** To be done **
Quote the data exactly, first line to the line containing "import React from", with no pictures.

** Given data **
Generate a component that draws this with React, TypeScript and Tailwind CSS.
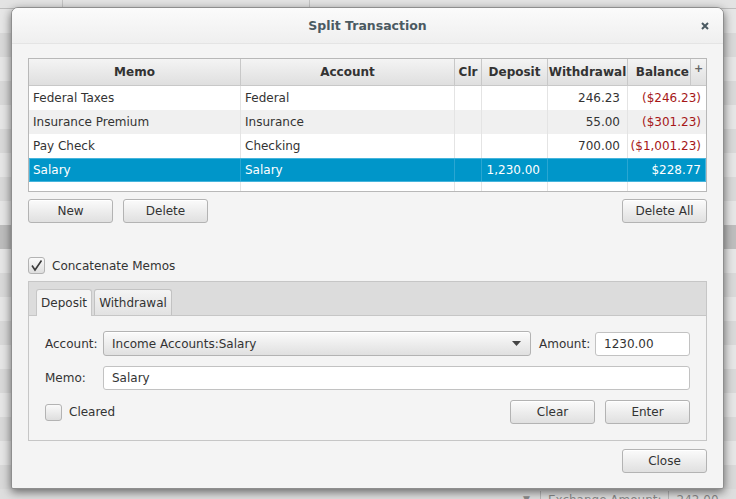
import React from "react";

const rows = [
  { memo: "Federal Taxes", account: "Federal", deposit: "", withdrawal: "246.23", balance: "($246.23)", neg: true },
  { memo: "Insurance Premium", account: "Insurance", deposit: "", withdrawal: "55.00", balance: "($301.23)", neg: true },
  { memo: "Pay Check", account: "Checking", deposit: "", withdrawal: "700.00", balance: "($1,001.23)", neg: true },
  { memo: "Salary", account: "Salary", deposit: "1,230.00", withdrawal: "", balance: "$228.77", neg: false },
];

const cols = "grid-cols-[212px_214px_27px_66px_80px_78px]";

function Button({ label, className = "" }: { label: string; className?: string }) {
  return (
    <button
      className={
        "h-[24px] rounded-[3px] border border-[#b3b3b3] bg-gradient-to-b from-[#fbfbfb] to-[#e0e0e0] text-[12px] text-[#333] shadow-[inset_0_1px_0_#fff] " +
        className
      }
    >
      {label}
    </button>
  );
}

function CheckBox({ checked }: { checked?: boolean }) {
  return (
    <div className="w-[17px] h-[17px] rounded-[3px] border border-[#b3b3b3] bg-gradient-to-b from-[#fafafa] to-[#dedede] flex items-center justify-center">
      {checked && (
        <svg width="13" height="13" viewBox="0 0 13 13">
          <path d="M2 6.5 L5 11 L11.5 1.5" fill="none" stroke="#3a3a3a" strokeWidth="1.6" />
        </svg>
      )}
    </div>
  );
}

function Background() {
  const bands = Array.from({ length: 20 });
  return (
    <div className="flex flex-col w-full h-full">
      <div className="h-[9px] border-b border-[#bdbdbd] bg-[#e3e3e3] flex">
        <div className="w-[63px] border-r border-[#c4c4c4]" />
        <div className="w-[247px] border-r border-[#c4c4c4]" />
      </div>
      {bands.map((_, i) => (
        <div
          key={i}
          className={
            "h-[24px] shrink-0 " +
            (i === 9 ? "bg-[#bdbdbd]" : i % 2 === 0 ? "bg-[#e6e6e6]" : "bg-[#d9d9d9]")
          }
        />
      ))}
      {/* bit of the main window's footer peeking out below the dialog */}
      <div className="absolute left-0 top-[491px] w-full h-[17px] flex items-center pl-[523px] text-[12px] text-[#8a8a8a]">
        <span className="text-[9px] mr-[10px]">▼</span>
        <span className="border-l border-[#b8b8b8] pl-[7px] pr-[6px]">Exchange Amount:</span>
        <span className="border-l border-[#b8b8b8] pl-[8px]">242.00</span>
      </div>
    </div>
  );
}

export default function App() {
  return (
    <div className="relative w-[736px] h-[499px] overflow-hidden bg-[#dedede] font-['DejaVu_Sans',sans-serif]">
      <Background />

      {/* dialog window */}
      <div className="absolute left-[11px] top-[7px] w-[713px] h-[482px] rounded-t-[7px] rounded-b-[2px] border border-[#8e8e8e] bg-[#f4f4f4] shadow-[0_3px_10px_rgba(0,0,0,0.55)] flex flex-col overflow-hidden">
        {/* title bar */}
        <div className="relative h-[36px] shrink-0 flex items-center justify-center pt-[1px] bg-gradient-to-b from-[#fbfbfb] to-[#efefef] border-b border-[#e4e4e4]">
          <span className="text-[12.5px] font-bold text-[#4b5a62]">Split Transaction</span>
          <svg className="absolute right-[14px] top-[14px]" width="8" height="8" viewBox="0 0 8 8">
            <path d="M1 1 L7 7 M7 1 L1 7" stroke="#4b5a62" strokeWidth="2" />
          </svg>
        </div>

        <div className="flex flex-col px-[16px] pt-[14px]">
          {/* split table */}
          <div className="h-[134px] border border-[#b8b8b8] bg-white flex flex-col text-[12px] text-[#333]">
            <div className={"grid h-[27px] shrink-0 " + cols}>
              {["Memo", "Account", "Clr", "Deposit", "Withdrawal"].map((h) => (
                <div
                  key={h}
                  className="flex items-center justify-center font-bold border-r border-b border-[#c8c8c8] bg-gradient-to-b from-[#f4f4f4] to-[#dfdfdf]"
                >
                  {h}
                </div>
              ))}
              <div className="flex border-b border-[#c8c8c8] bg-gradient-to-b from-[#f4f4f4] to-[#dfdfdf]">
                <div className="flex-1 flex items-center justify-end font-bold overflow-hidden whitespace-nowrap border-r border-[#c8c8c8] pr-[1px]">
                  Balance
                </div>
                <div className="w-[15px] flex items-start justify-center pt-[2px] text-[11px] font-bold text-[#666]">+</div>
              </div>
            </div>
            {rows.map((r, i) => {
              const sel = i === 3;
              const bg = sel ? "bg-[#0096c9] text-white outline outline-1 -outline-offset-1 outline-[#45b4dc]" : i % 2 === 1 ? "bg-[#f0f0f0]" : "bg-white";
              const line = sel ? "border-[#2aa6d2]" : "border-[#e4e4e4]";
              return (
                <div key={i} className={"grid h-[24px] shrink-0 " + cols + " " + bg}>
                  <div className={"flex items-center pl-[4px] border-r " + line}>{r.memo}</div>
                  <div className={"flex items-center pl-[4px] border-r " + line}>{r.account}</div>
                  <div className={"border-r " + line} />
                  <div className={"flex items-center justify-end pr-[7px] border-r " + line}>{r.deposit}</div>
                  <div className={"flex items-center justify-end pr-[7px] border-r " + line}>{r.withdrawal}</div>
                  <div className={"flex items-center justify-end pr-[5px] " + (r.neg ? "text-[#a61717]" : "")}>{r.balance}</div>
                </div>
              );
            })}
            <div className={"grid flex-1 " + cols}>
              <div className="border-r border-[#e4e4e4]" />
              <div className="border-r border-[#e4e4e4]" />
              <div className="border-r border-[#e4e4e4]" />
              <div className="border-r border-[#e4e4e4]" />
              <div className="border-r border-[#e4e4e4]" />
              <div />
            </div>
          </div>

          {/* table buttons */}
          <div className="flex mt-[7px]">
            <Button label="New" className="w-[85px]" />
            <Button label="Delete" className="w-[85px] ml-[10px]" />
            <Button label="Delete All" className="w-[85px] ml-auto" />
          </div>

          {/* concatenate */}
          <div className="flex items-center gap-[7px] mt-[34px] h-[17px] text-[12px] text-[#333]">
            <CheckBox checked />
            <span>Concatenate Memos</span>
          </div>

          {/* tab pane */}
          <div className="mt-[7px] h-[160px] border border-[#c6c6c6] flex flex-col">
            <div className="h-[34px] shrink-0 bg-[#dcdcdc] border-b border-[#c6c6c6] flex items-end pl-[7px] gap-[2px] text-[12px] text-[#333]">
              <div className="h-[27px] w-[56px] -mb-px rounded-t-[3px] border border-b-0 border-[#c6c6c6] bg-[#f4f4f4] flex items-center justify-center">
                Deposit
              </div>
              <div className="h-[26px] w-[78px] rounded-t-[3px] border border-b-0 border-[#c2c2c2] bg-gradient-to-b from-[#f4f4f4] to-[#e2e2e2] flex items-center justify-center">
                Withdrawal
              </div>
            </div>

            <div className="flex flex-col px-[16px] pt-[15px] gap-[10px] text-[12px] text-[#333]">
              <div className="flex items-center h-[25px]">
                <span className="w-[58px]">Account:</span>
                <div className="flex-1 h-[25px] rounded-[3px] border border-[#b3b3b3] bg-gradient-to-b from-[#fbfbfb] to-[#e0e0e0] shadow-[inset_0_1px_0_#fff] flex items-center pl-[8px] pr-[9px]">
                  <span className="flex-1">Income Accounts:Salary</span>
                  <svg width="9" height="5" viewBox="0 0 9 5">
                    <path d="M0 0 H9 L4.5 5 Z" fill="#444" />
                  </svg>
                </div>
                <span className="ml-[8px] w-[56px]">Amount:</span>
                <div className="w-[95px] h-[24px] rounded-[3px] border border-[#c2c2c2] bg-white flex items-center pl-[8px]">1230.00</div>
              </div>

              <div className="flex items-center h-[24px]">
                <span className="w-[58px]">Memo:</span>
                <div className="flex-1 h-[24px] rounded-[3px] border border-[#c2c2c2] bg-white flex items-center pl-[8px]">Salary</div>
              </div>

              <div className="flex items-center h-[24px]">
                <CheckBox />
                <span className="ml-[7px]">Cleared</span>
                <Button label="Clear" className="w-[85px] ml-auto" />
                <Button label="Enter" className="w-[85px] ml-[10px]" />
              </div>
            </div>
          </div>

          <div className="flex justify-end mt-[8px]">
            <Button label="Close" className="w-[85px]" />
          </div>
        </div>
      </div>
    </div>
  );
}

** Answer for this exercise **
Generate a component that draws this with React, TypeScript and Tailwind CSS.
import React from "react";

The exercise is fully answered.